In 1995, with the help, pro bono, of a wonderful attorney and the assistance of the San Francisco Board of Supervisors, a resolution was passed and the house was given a special designation and there was a celebration on the Sunday closest to William Saroyan's birthday, August 31. The house was given a distinguished, lofty title. It is earmarked as a "San Francisco Cultural Resource Center". It is only the beginning. My long-term goals are two-fold. One is to preserve for posterity the last remaining tangible Saroyan property, restored and completely filled with books and papers and pictures; a literal treasure trove to be a sanctuary for authors, scholars, dignitaries, literary people ... special people who wish to reflect, study or explore the world of Uncle Bill.
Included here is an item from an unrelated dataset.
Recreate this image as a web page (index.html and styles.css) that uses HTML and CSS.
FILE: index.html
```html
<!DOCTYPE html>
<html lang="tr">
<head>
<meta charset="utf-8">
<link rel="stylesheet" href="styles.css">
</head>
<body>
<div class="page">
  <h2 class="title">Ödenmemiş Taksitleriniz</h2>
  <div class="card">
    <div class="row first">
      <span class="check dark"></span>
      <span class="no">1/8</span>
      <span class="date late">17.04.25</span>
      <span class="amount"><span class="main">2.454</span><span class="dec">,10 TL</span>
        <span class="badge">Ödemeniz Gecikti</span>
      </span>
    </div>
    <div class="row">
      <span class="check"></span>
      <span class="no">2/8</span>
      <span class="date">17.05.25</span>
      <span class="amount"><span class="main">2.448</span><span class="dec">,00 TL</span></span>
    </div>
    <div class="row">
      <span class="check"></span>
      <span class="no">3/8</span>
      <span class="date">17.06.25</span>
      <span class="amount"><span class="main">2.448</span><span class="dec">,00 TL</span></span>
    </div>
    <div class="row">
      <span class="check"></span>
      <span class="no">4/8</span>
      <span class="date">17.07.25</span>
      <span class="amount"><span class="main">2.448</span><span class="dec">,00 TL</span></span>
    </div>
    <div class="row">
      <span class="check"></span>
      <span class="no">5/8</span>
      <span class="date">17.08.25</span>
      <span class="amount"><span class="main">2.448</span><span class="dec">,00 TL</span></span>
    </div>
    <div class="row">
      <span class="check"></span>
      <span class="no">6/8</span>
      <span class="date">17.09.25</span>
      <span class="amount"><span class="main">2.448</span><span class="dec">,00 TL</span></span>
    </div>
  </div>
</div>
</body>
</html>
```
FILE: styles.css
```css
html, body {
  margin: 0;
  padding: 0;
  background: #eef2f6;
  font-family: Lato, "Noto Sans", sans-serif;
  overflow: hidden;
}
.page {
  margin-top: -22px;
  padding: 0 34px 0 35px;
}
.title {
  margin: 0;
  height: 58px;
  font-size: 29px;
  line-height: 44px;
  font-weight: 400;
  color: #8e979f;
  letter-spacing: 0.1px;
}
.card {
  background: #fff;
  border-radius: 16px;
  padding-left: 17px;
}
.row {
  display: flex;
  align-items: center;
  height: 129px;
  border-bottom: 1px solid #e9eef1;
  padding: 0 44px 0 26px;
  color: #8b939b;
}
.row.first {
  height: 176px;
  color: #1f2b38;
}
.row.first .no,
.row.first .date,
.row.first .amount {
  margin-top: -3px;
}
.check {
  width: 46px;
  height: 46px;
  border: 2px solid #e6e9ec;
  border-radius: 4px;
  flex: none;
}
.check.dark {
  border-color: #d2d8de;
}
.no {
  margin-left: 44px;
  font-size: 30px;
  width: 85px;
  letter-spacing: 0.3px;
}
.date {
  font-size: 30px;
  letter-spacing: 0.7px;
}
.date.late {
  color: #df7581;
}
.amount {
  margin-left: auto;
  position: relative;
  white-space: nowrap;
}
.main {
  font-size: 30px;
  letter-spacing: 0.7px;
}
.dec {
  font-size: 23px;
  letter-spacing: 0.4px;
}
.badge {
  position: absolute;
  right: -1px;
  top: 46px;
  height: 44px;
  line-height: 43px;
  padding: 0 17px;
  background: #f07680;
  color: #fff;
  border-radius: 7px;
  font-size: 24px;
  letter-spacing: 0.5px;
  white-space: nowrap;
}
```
The second goal is to revitalize interest in the creative, untutored genius of Saroyan, who was so easily and daringly able to swing from one medium to the other, with equal success: short stories, novels, painting and a hit song. Programs about his life and writing, readings of his stories, productions of his plays. Those are just a few ideas that come to mind. I am sure there will be others.
His words, quoted so often about the Armenian spirit, are a vivid reminder that miracles do happen as the country, Armenia, emerges. It may take a miracle to revive his work, slowly escalating to the heights it once enjoyed. So long as there are people who feel helpless and in need of a kind and tender word, his message will remain a powerful beacon of hope, capable of stirring the hearts of the oppressed and the victorious. Each of us must be continually reminded that, as long as there is Life, there is Hope and Bill Saroyan's words that keep the human spirit alive and well.